■ PROBLEM STATEMENT
Gather, from the data below, each line in which the word "styles" occurs.

■ DATA PROVIDED
● ● ●
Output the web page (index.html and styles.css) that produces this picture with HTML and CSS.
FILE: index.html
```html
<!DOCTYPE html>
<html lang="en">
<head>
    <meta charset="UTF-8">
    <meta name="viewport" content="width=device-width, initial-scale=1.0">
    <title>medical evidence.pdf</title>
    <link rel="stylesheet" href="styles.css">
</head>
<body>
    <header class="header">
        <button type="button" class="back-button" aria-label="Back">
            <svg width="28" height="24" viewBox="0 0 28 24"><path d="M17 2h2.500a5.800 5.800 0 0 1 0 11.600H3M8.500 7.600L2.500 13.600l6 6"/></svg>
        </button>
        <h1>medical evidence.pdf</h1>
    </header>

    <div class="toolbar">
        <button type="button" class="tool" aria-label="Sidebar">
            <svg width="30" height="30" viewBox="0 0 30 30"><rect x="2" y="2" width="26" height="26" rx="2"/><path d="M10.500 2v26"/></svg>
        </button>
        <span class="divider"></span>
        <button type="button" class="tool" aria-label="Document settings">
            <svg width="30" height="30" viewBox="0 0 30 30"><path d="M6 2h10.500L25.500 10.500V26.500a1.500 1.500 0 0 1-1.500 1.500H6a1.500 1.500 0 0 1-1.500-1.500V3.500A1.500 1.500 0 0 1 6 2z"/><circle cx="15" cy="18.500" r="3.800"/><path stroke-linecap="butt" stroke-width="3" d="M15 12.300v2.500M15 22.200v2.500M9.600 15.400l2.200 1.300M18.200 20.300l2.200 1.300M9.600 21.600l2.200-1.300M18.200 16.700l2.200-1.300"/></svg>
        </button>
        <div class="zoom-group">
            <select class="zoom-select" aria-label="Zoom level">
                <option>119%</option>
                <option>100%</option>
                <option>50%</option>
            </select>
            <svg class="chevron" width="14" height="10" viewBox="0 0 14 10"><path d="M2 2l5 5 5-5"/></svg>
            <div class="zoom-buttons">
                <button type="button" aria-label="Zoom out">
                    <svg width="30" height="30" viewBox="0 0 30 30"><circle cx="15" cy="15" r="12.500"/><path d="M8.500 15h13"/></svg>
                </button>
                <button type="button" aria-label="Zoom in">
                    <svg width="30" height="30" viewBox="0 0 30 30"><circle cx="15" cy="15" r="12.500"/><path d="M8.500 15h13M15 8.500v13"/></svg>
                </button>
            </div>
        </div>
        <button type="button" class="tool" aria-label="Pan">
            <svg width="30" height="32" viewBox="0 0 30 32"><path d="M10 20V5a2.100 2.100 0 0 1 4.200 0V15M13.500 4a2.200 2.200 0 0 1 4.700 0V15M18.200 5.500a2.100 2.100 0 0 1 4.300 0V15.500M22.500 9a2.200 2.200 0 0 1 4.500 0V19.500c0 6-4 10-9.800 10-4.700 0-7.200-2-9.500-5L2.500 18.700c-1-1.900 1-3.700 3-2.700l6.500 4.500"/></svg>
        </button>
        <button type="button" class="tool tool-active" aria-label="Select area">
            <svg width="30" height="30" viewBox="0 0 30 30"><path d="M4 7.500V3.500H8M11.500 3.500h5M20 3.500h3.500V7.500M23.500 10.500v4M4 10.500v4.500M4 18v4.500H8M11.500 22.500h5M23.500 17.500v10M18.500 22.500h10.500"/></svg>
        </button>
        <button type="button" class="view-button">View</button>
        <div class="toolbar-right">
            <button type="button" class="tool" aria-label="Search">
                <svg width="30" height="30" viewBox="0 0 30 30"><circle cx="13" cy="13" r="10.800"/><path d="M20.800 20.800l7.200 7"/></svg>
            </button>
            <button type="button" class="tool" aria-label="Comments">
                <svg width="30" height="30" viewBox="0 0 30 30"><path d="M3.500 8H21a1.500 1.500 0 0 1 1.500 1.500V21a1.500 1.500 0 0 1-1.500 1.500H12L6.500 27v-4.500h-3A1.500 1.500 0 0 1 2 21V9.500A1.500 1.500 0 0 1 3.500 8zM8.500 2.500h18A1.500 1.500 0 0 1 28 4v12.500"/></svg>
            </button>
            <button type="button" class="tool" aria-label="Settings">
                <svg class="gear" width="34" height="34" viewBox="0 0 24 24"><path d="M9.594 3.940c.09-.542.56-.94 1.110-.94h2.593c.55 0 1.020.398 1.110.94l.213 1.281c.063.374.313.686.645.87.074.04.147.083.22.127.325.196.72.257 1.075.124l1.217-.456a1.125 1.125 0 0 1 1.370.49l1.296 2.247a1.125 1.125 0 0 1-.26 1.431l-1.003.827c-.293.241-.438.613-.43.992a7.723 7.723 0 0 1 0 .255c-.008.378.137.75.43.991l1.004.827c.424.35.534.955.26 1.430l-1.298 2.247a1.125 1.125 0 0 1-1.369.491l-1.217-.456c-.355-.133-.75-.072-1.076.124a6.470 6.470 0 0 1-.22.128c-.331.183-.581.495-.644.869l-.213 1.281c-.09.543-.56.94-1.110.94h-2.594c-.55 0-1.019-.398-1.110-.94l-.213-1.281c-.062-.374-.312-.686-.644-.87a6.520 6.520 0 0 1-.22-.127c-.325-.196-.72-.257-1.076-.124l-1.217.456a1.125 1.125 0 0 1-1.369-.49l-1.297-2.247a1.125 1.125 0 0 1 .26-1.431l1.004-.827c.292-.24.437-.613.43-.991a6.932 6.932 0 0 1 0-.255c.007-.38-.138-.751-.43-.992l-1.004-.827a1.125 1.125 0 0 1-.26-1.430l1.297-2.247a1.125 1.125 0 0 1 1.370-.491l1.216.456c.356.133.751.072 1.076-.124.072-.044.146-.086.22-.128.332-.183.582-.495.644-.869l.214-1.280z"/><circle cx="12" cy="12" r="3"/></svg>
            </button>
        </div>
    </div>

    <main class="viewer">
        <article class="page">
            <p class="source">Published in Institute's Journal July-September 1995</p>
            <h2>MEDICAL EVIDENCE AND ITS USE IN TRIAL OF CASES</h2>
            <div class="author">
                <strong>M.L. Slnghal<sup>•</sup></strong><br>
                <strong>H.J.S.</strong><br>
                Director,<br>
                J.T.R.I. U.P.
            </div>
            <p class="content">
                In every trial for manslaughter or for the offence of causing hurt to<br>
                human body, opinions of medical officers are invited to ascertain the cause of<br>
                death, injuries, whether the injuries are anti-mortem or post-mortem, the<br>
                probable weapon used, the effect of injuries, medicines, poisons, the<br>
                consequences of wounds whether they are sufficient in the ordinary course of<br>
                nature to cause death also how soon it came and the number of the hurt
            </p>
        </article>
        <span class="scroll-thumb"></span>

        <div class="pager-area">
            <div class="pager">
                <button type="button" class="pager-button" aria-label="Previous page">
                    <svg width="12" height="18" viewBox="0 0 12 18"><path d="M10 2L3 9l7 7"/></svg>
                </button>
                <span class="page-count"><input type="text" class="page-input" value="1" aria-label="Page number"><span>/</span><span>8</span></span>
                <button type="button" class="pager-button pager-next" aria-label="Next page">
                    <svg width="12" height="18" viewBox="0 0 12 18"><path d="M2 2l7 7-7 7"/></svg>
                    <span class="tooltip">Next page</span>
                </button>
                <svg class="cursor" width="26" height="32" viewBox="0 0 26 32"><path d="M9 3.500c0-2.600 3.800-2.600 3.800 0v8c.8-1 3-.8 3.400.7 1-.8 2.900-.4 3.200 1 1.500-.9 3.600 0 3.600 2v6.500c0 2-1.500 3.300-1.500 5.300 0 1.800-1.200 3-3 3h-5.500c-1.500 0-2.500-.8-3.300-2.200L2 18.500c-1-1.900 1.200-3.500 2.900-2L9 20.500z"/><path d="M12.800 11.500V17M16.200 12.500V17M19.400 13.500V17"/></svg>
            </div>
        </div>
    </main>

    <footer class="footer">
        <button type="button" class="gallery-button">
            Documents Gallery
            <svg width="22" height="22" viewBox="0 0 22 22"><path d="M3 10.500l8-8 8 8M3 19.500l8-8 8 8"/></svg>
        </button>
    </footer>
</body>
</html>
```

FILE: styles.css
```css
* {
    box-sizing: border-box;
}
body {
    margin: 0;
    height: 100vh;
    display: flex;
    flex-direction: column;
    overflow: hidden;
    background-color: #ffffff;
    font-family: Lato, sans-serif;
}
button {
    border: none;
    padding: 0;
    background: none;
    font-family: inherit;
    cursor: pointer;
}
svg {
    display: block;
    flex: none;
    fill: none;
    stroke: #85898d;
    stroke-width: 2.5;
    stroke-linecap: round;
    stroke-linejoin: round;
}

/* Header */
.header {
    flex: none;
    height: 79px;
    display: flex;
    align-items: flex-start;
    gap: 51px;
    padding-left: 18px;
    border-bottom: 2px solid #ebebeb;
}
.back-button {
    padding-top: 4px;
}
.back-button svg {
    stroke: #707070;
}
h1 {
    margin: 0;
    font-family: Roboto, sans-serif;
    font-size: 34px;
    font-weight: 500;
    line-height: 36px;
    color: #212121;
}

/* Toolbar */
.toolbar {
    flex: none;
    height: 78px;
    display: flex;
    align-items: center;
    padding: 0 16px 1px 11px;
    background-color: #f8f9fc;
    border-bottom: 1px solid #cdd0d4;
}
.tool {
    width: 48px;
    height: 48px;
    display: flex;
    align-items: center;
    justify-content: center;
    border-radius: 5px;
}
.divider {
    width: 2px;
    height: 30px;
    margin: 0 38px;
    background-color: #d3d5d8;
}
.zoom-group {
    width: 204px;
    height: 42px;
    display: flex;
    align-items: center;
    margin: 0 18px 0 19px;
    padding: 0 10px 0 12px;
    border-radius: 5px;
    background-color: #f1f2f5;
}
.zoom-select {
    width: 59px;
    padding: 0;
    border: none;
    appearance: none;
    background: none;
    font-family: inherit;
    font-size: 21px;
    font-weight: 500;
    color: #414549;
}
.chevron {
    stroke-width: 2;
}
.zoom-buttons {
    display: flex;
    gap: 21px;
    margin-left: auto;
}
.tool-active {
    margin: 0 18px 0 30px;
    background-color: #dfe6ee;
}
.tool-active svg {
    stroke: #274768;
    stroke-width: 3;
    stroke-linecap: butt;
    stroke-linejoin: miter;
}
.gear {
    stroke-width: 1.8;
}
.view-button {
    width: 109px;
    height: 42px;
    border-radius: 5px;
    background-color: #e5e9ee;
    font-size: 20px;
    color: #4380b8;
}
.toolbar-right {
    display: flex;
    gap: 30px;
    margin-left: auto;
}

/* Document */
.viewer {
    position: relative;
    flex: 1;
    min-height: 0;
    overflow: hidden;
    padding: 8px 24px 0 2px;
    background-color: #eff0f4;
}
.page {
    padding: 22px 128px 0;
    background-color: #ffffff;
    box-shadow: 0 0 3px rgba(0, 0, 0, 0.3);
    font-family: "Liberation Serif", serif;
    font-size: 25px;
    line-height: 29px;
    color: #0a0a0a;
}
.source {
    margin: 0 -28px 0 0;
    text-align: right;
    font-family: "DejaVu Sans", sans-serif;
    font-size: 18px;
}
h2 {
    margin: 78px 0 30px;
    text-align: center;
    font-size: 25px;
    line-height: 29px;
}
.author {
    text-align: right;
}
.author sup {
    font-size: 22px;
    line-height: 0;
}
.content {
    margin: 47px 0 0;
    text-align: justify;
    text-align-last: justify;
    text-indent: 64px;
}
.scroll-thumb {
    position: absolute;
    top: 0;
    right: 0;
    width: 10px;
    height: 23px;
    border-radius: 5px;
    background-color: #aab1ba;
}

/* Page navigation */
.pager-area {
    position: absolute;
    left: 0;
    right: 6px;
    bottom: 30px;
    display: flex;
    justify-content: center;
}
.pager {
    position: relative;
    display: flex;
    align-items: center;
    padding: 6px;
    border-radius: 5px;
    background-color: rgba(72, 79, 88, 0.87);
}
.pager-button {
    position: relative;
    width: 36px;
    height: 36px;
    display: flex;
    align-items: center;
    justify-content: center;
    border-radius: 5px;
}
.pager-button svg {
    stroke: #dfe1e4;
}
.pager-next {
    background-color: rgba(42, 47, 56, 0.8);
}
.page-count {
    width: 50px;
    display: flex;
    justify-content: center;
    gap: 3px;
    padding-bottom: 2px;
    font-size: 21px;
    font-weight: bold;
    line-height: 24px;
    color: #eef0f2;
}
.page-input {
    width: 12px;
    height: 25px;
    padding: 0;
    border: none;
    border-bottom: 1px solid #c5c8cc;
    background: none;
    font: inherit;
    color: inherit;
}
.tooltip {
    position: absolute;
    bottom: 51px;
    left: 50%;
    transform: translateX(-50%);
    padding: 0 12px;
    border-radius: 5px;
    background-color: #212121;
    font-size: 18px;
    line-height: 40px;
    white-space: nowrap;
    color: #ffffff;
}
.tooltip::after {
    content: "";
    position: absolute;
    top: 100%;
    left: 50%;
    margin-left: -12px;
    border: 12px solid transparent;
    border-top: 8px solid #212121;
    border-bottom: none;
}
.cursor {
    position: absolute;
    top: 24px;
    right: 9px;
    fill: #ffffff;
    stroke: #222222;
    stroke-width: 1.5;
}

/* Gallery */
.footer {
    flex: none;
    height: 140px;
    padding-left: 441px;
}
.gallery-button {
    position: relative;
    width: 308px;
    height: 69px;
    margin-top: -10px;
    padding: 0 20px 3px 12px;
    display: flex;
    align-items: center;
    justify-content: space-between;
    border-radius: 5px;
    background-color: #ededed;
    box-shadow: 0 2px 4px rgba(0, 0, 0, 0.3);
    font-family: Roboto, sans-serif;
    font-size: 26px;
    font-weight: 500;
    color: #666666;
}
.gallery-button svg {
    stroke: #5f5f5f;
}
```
● ● ●
■ RESULT
Output the web page (index.html and styles.css) that produces this picture with HTML and CSS.
    <link rel="stylesheet" href="styles.css">
FILE: styles.css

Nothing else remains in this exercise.